> Provided material:
******************************
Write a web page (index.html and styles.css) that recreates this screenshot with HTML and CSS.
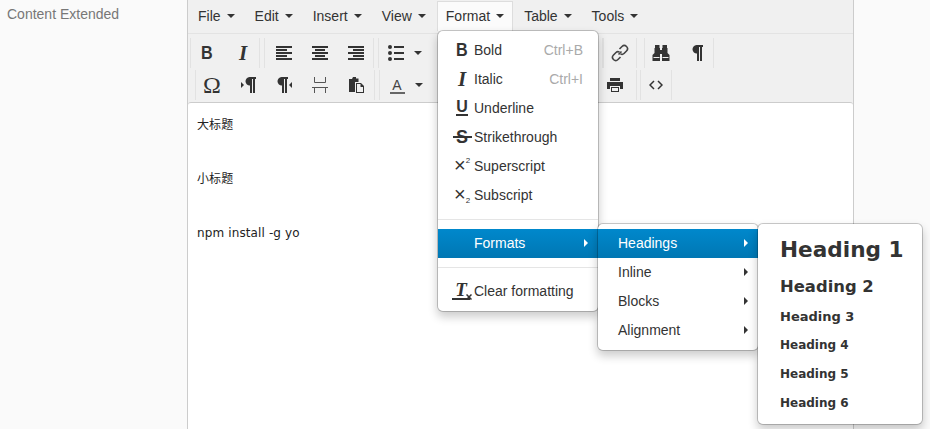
FILE: index.html
```html
<!DOCTYPE html>
<html lang="en">
<head>
    <meta charset="utf-8">
    <title>Content Extended</title>
    <link rel="stylesheet" href="styles.css">
</head>
<body>
    <svg class="defs" width="0" height="0">
        <symbol id="i-left" viewBox="0 0 16 14"><path d="M0 0h16v2H0zM0 3h11v2H0zM0 6h16v2H0zM0 9h11v2H0zM0 12h16v2H0z"/></symbol>
        <symbol id="i-center" viewBox="0 0 16 14"><path d="M0 0h16v2H0zM3 3h10v2H3zM0 6h16v2H0zM3 9h10v2H3zM0 12h16v2H0z"/></symbol>
        <symbol id="i-right" viewBox="0 0 16 14"><path d="M0 0h16v2H0zM5 3h11v2H5zM0 6h16v2H0zM5 9h11v2H5zM0 12h16v2H0z"/></symbol>
        <symbol id="i-pilcrow" viewBox="0 0 11 16"><path d="M4.500 0H11v2h-1v14H8V2H7v14H5V8.500A4.250 4.250 0 0 1 4.500 0z"/></symbol>
    </svg>

    <div class="page">
        <label class="field-label">Content Extended</label>

        <div class="editor">
            <div class="menubar">
                <span class="menu-btn">File<i class="caret"></i></span>
                <span class="menu-btn">Edit<i class="caret"></i></span>
                <span class="menu-btn">Insert<i class="caret"></i></span>
                <span class="menu-btn">View<i class="caret"></i></span>
                <span class="menu-btn active">Format<i class="caret"></i></span>
                <span class="menu-btn">Table<i class="caret"></i></span>
                <span class="menu-btn">Tools<i class="caret"></i></span>
            </div>

            <div class="toolbar">
                <div class="tb-row first">
                    <div class="tb-group">
                        <span class="tb-btn"><b class="g-bold">B</b></span>
                        <span class="tb-btn"><b class="g-italic">I</b></span>
                    </div>
                    <div class="tb-group wide">
                        <span class="tb-btn"><svg class="ico" width="16" height="14"><use href="#i-left"/></svg></span>
                        <span class="tb-btn"><svg class="ico" width="16" height="14"><use href="#i-center"/></svg></span>
                        <span class="tb-btn"><svg class="ico" width="16" height="14"><use href="#i-right"/></svg></span>
                    </div>
                    <div class="tb-group split-group list-group">
                        <span class="tb-btn">
                            <svg class="ico" width="16" height="16" viewBox="0 0 16 16">
                                <circle cx="2" cy="2" r="2"/><circle cx="2" cy="8" r="2"/><circle cx="2" cy="14" r="2"/>
                                <path d="M6 1h10v2H6zM6 7h10v2H6zM6 13h10v2H6z"/>
                            </svg>
                        </span>
                        <i class="caret tb-caret"></i>
                    </div>
                    <div class="tb-group link-group">
                        <span class="tb-btn">
                            <svg width="18" height="18" viewBox="0 0 18 18" fill="none" stroke="#444" stroke-width="1.6">
                                <path d="M7.500 10.500l3-3"/>
                                <path d="M8.500 5l2.500-2.500a2.800 2.800 0 0 1 4.500 4.500L13 9.500a2.800 2.800 0 0 1-3.500.3"/>
                                <path d="M9.500 13L7 15.500A2.800 2.800 0 0 1 2.500 11L5 8.500a2.800 2.800 0 0 1 3.500-.3"/>
                            </svg>
                        </span>
                    </div>
                    <div class="tb-group find-group">
                        <span class="tb-btn">
                            <svg class="ico" width="18" height="16" viewBox="0 0 18 16">
                                <path d="M3 0h4.500v3H8v2h2V3h.5V0H15v3h.5v5l2 2v6H10V9H8v7H.5v-6l2-2V3H3z"/>
                                <path fill="#f0f0f0" d="M1.500 12h6v1h-6zM10.500 12h6v1h-6z"/>
                            </svg>
                        </span>
                        <span class="tb-btn"><svg class="ico" width="11" height="16"><use href="#i-pilcrow"/></svg></span>
                    </div>
                </div>

                <div class="tb-row second">
                    <div class="tb-group wide-right">
                        <span class="tb-btn g-omega">Ω</span>
                        <span class="tb-btn"><i class="tri-right"></i><svg class="ico" width="11" height="16"><use href="#i-pilcrow"/></svg></span>
                        <span class="tb-btn"><svg class="ico" width="11" height="16"><use href="#i-pilcrow"/></svg><i class="tri-left"></i></span>
                        <span class="tb-btn">
                            <svg width="16" height="16" viewBox="0 0 16 16" fill="none" stroke="#555" stroke-width="1">
                                <path d="M2.500 0v5.500h11V0M0 10.500h16M2.500 16v-5.500M13.500 16v-5.500"/>
                            </svg>
                        </span>
                        <span class="tb-btn">
                            <svg class="ico" width="15" height="16" viewBox="0 0 15 16">
                                <path d="M4 0h3v1.500h2.500V5H6v10H0V2h3z"/>
                                <path d="M7 6h5l3 3v7H7z"/>
                                <path fill="#f0f0f0" d="M8 7h3.500v3H14v5H8z"/>
                            </svg>
                        </span>
                    </div>
                    <div class="tb-group split-group color-group">
                        <span class="tb-btn"><span class="g-color">A</span></span>
                        <i class="caret tb-caret"></i>
                        <span class="tb-btn print-btn">
                            <svg class="ico" width="16" height="14" viewBox="0 0 16 14">
                                <path d="M3 0h10v3H3zM0 4h16v7h-3V8H3v3H0z"/>
                                <path d="M4 9h8v5H4z"/>
                                <path fill="#f0f0f0" d="M5 10h6v3H5z"/>
                            </svg>
                        </span>
                    </div>
                    <div class="tb-group code-group">
                        <span class="tb-btn">
                            <svg width="14" height="10" viewBox="0 0 14 10" fill="none" stroke="#333" stroke-width="1.500">
                                <path d="M5 1L1 5l4 4M9 1l4 4-4 4"/>
                            </svg>
                        </span>
                    </div>
                </div>
            </div>

            <div class="edit-area">
                <p>大标题</p>
                <p><br></p>
                <p>小标题</p>
                <p><br></p>
                <p>npm install -g yo</p>
            </div>
        </div>
    </div>

    <ul class="menu menu-format">
        <li><span class="mi"><b class="g-bold">B</b></span>Bold<span class="shortcut">Ctrl+B</span></li>
        <li><span class="mi"><b class="g-italic">I</b></span>Italic<span class="shortcut">Ctrl+I</span></li>
        <li><span class="mi"><b class="g-under">U</b></span>Underline</li>
        <li><span class="mi"><b class="g-strike">S</b></span>Strikethrough</li>
        <li><span class="mi g-x">×<sup>2</sup></span>Superscript</li>
        <li><span class="mi g-x">×<sub>2</sub></span>Subscript</li>
        <li class="divider"></li>
        <li class="selected"><span class="mi"></span>Formats<i class="arrow"></i></li>
        <li class="divider"></li>
        <li>
            <span class="mi">
                <b class="g-clear">T</b>
                <svg class="g-clear-x" width="6" height="6" viewBox="0 0 6 6" fill="none" stroke="#333" stroke-width="1.500"><path d="M.5.5l5 5M5.500.5l-5 5"/></svg>
            </span>Clear formatting
        </li>
    </ul>

    <ul class="menu menu-sub">
        <li class="selected">Headings<i class="arrow"></i></li>
        <li>Inline<i class="arrow"></i></li>
        <li>Blocks<i class="arrow"></i></li>
        <li>Alignment<i class="arrow"></i></li>
    </ul>

    <ul class="menu menu-heads">
        <li class="h1">Heading 1</li>
        <li class="h2">Heading 2</li>
        <li class="h3">Heading 3</li>
        <li class="h4">Heading 4</li>
        <li class="h5">Heading 5</li>
        <li class="h6">Heading 6</li>
    </ul>
</body>
</html>
```

FILE: styles.css
```css
html, body {
    margin: 0;
    height: 429px;
    overflow: hidden;
}

body {
    position: relative;
    background-color: #fafafa;
    font-family: "Liberation Sans", Arial, sans-serif;
    font-size: 14px;
    color: #333;
}

.defs {
    position: absolute;
}

.page {
    display: flex;
    height: 429px;
}

.field-label {
    flex: 0 0 180px;
    padding: 6px 0 0 7px;
    line-height: 16px;
    color: #777;
}

/* editor */
.editor {
    flex: 0 0 665px;
    display: flex;
    flex-direction: column;
    border-left: 1px solid #ccc;
    border-right: 1px solid #ccc;
    background-color: #f0f0f0;
}

.menubar {
    display: flex;
    gap: 2px;
    flex: 0 0 34px;
    box-sizing: border-box;
    padding: 1px 0 0 1px;
    border-bottom: 1px solid #e3e3e3;
}

.menu-btn {
    display: flex;
    align-items: center;
    box-sizing: border-box;
    height: 30px;
    padding: 0 8px 2px;
    border: 1px solid transparent;
    border-bottom: 0;
}

.menu-btn.active {
    background-color: #fbfbfb;
    border-color: #ddd;
}

.caret {
    display: inline-block;
    width: 0;
    height: 0;
    margin-left: 6px;
    border-top: 4px solid #333;
    border-left: 4px solid transparent;
    border-right: 4px solid transparent;
}

.toolbar {
    flex: 0 0 68px;
    box-sizing: border-box;
    padding-top: 4px;
}

.tb-row {
    display: flex;
    gap: 4px;
    height: 30px;
    margin-bottom: 2px;
}

.tb-row.first {
    padding-left: 2px;
}

.tb-row.second {
    padding-left: 7px;
}

.tb-group {
    display: flex;
    gap: 6px;
    padding: 0 1px;
    border-left: 1px solid #e2e2e2;
    border-right: 1px solid #e2e2e2;
}

.tb-group.wide {
    padding: 0 2px 0 4px;
}

.tb-group.wide-right {
    padding-right: 3px;
}

/* groups that run on underneath the open menu */
.split-group {
    box-sizing: border-box;
    align-items: center;
    gap: 0;
    padding-left: 2px;
}

.list-group {
    width: 225px;
}

.color-group {
    width: 258px;
    padding-right: 6px;
}

.print-btn {
    margin-left: auto;
}

.link-group {
    margin-left: -4px;
}

.find-group {
    margin-left: 3px;
}

.code-group {
    margin-left: -1px;
    padding: 0;
}

.tb-btn {
    display: flex;
    align-items: center;
    justify-content: center;
    width: 30px;
    height: 30px;
}

.tb-caret {
    margin-left: 3px;
}

.ico {
    fill: #333;
}

.g-bold {
    display: inline-block;
    font-size: 19px;
    line-height: 20px;
    transform: scaleX(0.85);
}

.g-italic {
    font-family: "Liberation Serif", serif;
    font-style: italic;
    font-size: 21px;
    line-height: 20px;
}

.g-omega {
    font-family: "Liberation Serif", serif;
    font-size: 24px;
}

.tri-right,
.tri-left {
    width: 0;
    height: 0;
    border-top: 3px solid transparent;
    border-bottom: 3px solid transparent;
}

.tri-right {
    border-left: 3px solid #333;
    margin-right: 1px;
}

.tri-left {
    border-right: 3px solid #333;
    margin-left: 1px;
}

.g-color {
    width: 15px;
    margin-top: 3px;
    font-size: 14px;
    line-height: 13px;
    text-align: center;
    color: #444;
    border-bottom: 2px solid #666;
}

.edit-area {
    flex: 1;
    padding: 15px 9px 0;
    border-top: 1px solid #ccc;
    border-radius: 3px 3px 0 0;
    background-color: #fff;
    font-family: "DejaVu Sans", "Noto Sans CJK SC", sans-serif;
    font-size: 12px;
    letter-spacing: 0.12px;
    line-height: 15px;
    color: #222;
}

.edit-area p {
    margin: 0 0 12px;
}

/* dropdown menus */
.menu {
    position: absolute;
    box-sizing: border-box;
    top: 223px;
    width: 162px;
    margin: 0;
    padding: 5px 0;
    list-style: none;
    background-color: #fff;
    border: 1px solid rgba(0, 0, 0, 0.2);
    border-radius: 6px;
    background-clip: padding-box;
    box-shadow: 0 5px 10px rgba(0, 0, 0, 0.2);
}

.menu li {
    position: relative;
    display: flex;
    align-items: center;
    box-sizing: border-box;
    height: 29px;
    padding-bottom: 2px;
}

.menu-format {
    left: 437px;
    top: 30px;
}

.menu-format li {
    padding-left: 14px;
    padding-right: 15px;
}

.menu-format .arrow {
    margin-right: -5px;
}

.menu-sub {
    left: 597px;
    z-index: 1;
}

.menu-sub li {
    padding-left: 20px;
    padding-right: 10px;
}

.menu-heads {
    left: 757px;
    width: 166px;
    padding-bottom: 6px;
    z-index: 2;
    font-family: "DejaVu Sans", Verdana, sans-serif;
    font-weight: bold;
}

.menu-heads li {
    padding-left: 22px;
}

.menu .divider {
    height: 1px;
    margin: 9px 0;
    padding: 0;
    background-color: #e5e5e5;
}

.menu .selected {
    color: #fff;
    background: linear-gradient(to bottom, #0088cc, #0077b3);
}

.mi {
    position: relative;
    display: flex;
    align-items: center;
    justify-content: center;
    flex: 0 0 20px;
    margin-right: 2px;
    height: 27px;
}

.shortcut {
    margin-left: auto;
    color: #aaa;
}

.arrow {
    margin-left: auto;
    border-top: 4px solid transparent;
    border-bottom: 4px solid transparent;
    border-left: 4px solid #333;
}

.selected .arrow {
    border-left-color: #fff;
}

.g-under {
    font-size: 16px;
    line-height: 15px;
    border-bottom: 2px solid #333;
}

.g-strike {
    position: relative;
    font-size: 18px;
    line-height: 18px;
}

.g-strike::after {
    content: "";
    position: absolute;
    left: -3px;
    right: -4px;
    top: 8px;
    height: 2px;
    background-color: #333;
}

.g-x {
    font-size: 20px;
    justify-content: flex-start;
    padding-left: 2px;
    box-sizing: border-box;
}

.g-x sup,
.g-x sub {
    font-size: 8px;
    line-height: 8px;
}

.g-x sup {
    align-self: flex-start;
    margin-top: 5px;
}

.g-x sub {
    align-self: flex-end;
    margin-bottom: 3px;
}

.g-clear {
    font-family: "Liberation Serif", serif;
    font-style: italic;
    font-size: 19px;
    line-height: 16px;
    padding: 0 3px;
    margin-right: 2px;
    border-bottom: 2px solid #333;
}

.g-clear-x {
    position: absolute;
    right: 0;
    top: 17px;
}

.menu .h1 { font-size: 21.6px; height: 42px; }
.menu .h2 { font-size: 16.4px; height: 32px; }
.menu .h3 { font-size: 13px; height: 28px; }
.menu .h4,
.menu .h5,
.menu .h6 { font-size: 12px; }
```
******************************
> Exercise task: Select every line in the material above where the string "that" occurs, and copy it.

> Output below:
Write a web page (index.html and styles.css) that recreates this screenshot with HTML and CSS.
/* groups that run on underneath the open menu */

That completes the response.